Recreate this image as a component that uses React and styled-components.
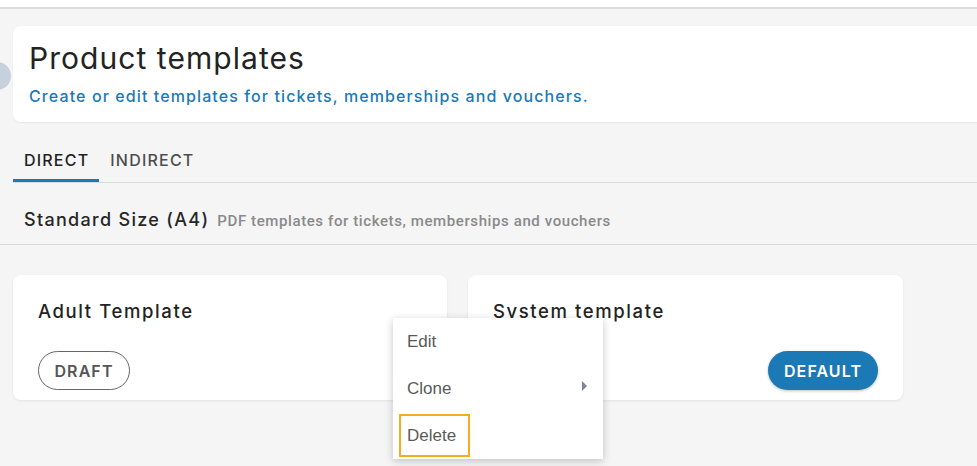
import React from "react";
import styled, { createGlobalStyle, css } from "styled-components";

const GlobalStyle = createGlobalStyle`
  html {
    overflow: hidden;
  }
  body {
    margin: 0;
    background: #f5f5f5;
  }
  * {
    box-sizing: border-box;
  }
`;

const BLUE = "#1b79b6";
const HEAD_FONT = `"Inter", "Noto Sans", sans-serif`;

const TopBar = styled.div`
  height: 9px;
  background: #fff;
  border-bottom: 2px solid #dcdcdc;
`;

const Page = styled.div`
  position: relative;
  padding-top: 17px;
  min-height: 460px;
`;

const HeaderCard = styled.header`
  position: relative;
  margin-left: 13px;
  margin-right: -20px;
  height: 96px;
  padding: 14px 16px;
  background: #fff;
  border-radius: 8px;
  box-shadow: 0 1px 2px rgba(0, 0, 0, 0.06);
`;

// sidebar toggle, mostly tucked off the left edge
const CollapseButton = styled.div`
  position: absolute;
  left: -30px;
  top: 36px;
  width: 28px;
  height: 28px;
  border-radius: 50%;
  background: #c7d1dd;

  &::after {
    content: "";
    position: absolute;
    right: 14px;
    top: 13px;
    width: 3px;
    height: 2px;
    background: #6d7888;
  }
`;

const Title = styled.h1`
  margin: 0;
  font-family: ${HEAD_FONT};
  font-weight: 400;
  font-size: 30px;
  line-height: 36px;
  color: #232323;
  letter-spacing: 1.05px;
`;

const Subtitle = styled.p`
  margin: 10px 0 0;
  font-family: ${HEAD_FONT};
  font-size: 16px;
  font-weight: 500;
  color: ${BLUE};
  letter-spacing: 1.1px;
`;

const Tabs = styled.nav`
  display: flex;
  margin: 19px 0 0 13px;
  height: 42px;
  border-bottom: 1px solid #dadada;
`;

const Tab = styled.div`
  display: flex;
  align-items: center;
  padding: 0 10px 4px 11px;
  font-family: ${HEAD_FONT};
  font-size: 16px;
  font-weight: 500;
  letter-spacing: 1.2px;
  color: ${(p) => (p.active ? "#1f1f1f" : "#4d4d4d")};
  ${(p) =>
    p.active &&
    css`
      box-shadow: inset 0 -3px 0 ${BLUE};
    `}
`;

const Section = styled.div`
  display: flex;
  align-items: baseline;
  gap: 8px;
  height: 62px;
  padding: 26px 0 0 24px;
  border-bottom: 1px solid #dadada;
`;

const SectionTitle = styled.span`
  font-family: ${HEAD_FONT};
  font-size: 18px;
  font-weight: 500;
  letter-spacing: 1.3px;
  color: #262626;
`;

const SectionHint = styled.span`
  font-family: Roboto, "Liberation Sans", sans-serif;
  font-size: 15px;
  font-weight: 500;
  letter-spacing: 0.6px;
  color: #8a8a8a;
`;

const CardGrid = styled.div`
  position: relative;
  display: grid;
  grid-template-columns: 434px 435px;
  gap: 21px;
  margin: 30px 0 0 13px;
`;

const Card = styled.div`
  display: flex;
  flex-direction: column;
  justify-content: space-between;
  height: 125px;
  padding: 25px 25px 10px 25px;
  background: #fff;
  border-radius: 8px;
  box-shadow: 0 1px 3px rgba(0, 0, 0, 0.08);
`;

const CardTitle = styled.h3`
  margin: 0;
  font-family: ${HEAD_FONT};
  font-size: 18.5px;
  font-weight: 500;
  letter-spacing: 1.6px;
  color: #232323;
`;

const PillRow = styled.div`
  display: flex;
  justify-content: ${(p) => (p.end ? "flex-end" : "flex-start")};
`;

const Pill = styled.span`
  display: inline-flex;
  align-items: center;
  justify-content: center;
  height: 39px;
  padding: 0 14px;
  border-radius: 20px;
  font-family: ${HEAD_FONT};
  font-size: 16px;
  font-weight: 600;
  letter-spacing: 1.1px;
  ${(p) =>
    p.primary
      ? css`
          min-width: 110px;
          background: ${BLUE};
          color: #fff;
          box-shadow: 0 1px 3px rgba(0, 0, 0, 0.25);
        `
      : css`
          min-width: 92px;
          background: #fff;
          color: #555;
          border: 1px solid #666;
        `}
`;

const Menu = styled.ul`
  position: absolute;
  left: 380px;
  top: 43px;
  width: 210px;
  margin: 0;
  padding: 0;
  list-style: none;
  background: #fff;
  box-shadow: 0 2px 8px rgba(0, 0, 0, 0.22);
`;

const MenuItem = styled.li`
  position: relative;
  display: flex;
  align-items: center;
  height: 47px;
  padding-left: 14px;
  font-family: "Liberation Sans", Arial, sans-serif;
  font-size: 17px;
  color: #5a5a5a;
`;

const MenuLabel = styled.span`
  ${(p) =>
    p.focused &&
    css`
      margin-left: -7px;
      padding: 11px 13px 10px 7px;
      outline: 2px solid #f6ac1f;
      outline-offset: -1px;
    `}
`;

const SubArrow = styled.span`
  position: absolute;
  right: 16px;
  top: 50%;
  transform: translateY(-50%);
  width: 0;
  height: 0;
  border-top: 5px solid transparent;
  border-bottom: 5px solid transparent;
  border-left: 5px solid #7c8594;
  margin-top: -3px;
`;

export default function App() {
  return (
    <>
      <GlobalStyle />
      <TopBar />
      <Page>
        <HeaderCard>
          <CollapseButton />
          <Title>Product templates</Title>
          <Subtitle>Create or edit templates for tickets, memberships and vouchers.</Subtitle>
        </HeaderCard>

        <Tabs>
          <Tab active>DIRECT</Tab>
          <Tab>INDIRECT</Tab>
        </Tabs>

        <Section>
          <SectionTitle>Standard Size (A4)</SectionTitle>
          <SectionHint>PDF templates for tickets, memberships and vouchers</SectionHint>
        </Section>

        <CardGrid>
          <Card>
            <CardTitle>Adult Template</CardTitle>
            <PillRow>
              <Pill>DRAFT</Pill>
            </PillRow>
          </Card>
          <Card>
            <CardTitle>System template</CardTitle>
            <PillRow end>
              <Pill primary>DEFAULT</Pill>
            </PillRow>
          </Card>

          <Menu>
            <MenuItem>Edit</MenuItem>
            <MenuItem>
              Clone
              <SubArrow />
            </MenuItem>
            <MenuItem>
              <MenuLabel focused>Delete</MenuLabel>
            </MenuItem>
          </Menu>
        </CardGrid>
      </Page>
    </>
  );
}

━━━━

§ **Instructions for the task**
List all lines where "components" occurs.

§ **Written answer**
Recreate this image as a component that uses React and styled-components.
import styled, { createGlobalStyle, css } from "styled-components";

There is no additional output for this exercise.